Boost Juice wants to keep the gap between their competitors and have the upper hand with promotional activities consolidating into a strong foundation to stay long term and dominate the market. The illustration on figure 3.2 (Above) demonstrates the ideal spot for Boost Juice away from their competitors polishing the perfect hygiene and consolidating the brand awareness across India. This graph we see FIL industries creeping up without doing any promotional activities because they have the service of helping the farmers with their pesticide problem.
Market Entry Strategy Franchise
Boost is a successful franchise in Australia and is continually booming its franchise network worldwide. Therefore it is suggested that Boost Juice entry strategy into India’s market is to operate as a franchise. To keep in align with Boost Juice mission statement; “To become the worlds famous and loved brands,” India is a market for their future growth potential. When setting up business in India, Boost Juice need to taken in account of the geographical dispersion of India, it is recommended that Australian firms like Boost Juice consider a regional plan, that focuses on multiple locations and markets within India and finding the appropriate partners and agents within each region. Austrade offices in New Delhi, Mumbai, Chennai, Bangalore, Hyderabad and Kolkata provide indispensable local information and advice and are in tune with local businesses. (Austrade)
“Doing Business” is a website which aims to help businesses measure regulations and enforcements in different economies and selected cities around the world. In terms of Boost, establishing their business in India, the website gives an in depth step by step process to follow when it comes to starting a business in India. The website identifies the bureaucratic and legal hurdles Boost Juice must overcome to incorporate and register a new firm in India. (Doing Business, 2009) Refer to appendix Table 3.1 which provides a summary of the procedures and the associated completion time and cost for setting up Boost Juice in India.

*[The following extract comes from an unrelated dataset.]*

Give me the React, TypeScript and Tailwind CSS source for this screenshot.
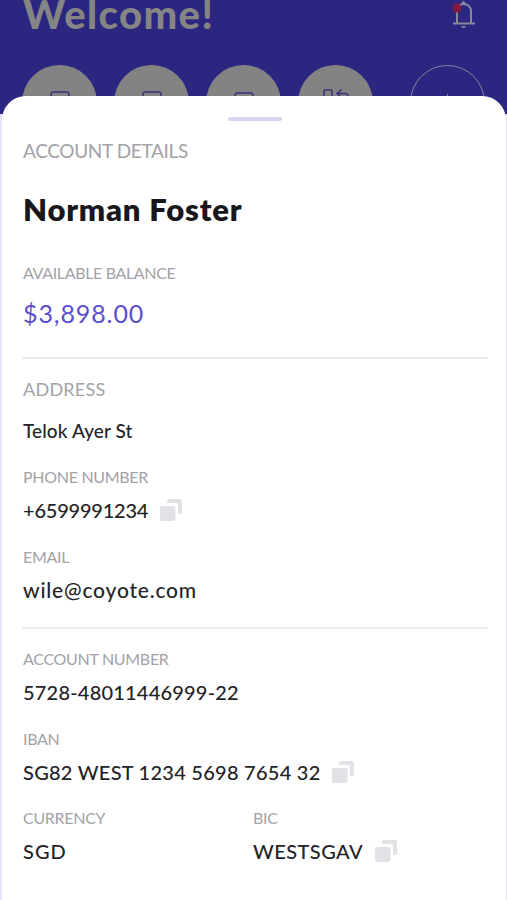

The initial cost of a Boost Juice Master Franchise varies significantly between countries, depending on variables such as the size of each market and therefore the development schedule. (Boost Juice) Therefore the master franchisee that will operate the business in India will be briefed on the fees and will outline in detail once the market in India has been identified. The master franchisee need to have a minimum net worth of $2 million (US) and liquidity of at least $1 million (US) in order to be considered for opportunity to expand internationally. (Boost Juice) The average store in Australia is a 20sqm kiosk costing $180000 (AUD). The average cost for a similar size store in an international market (India) will depend on the variables such as the cost of materials and the availability of equipment. However the establishment costs will be less than that of Australia in India.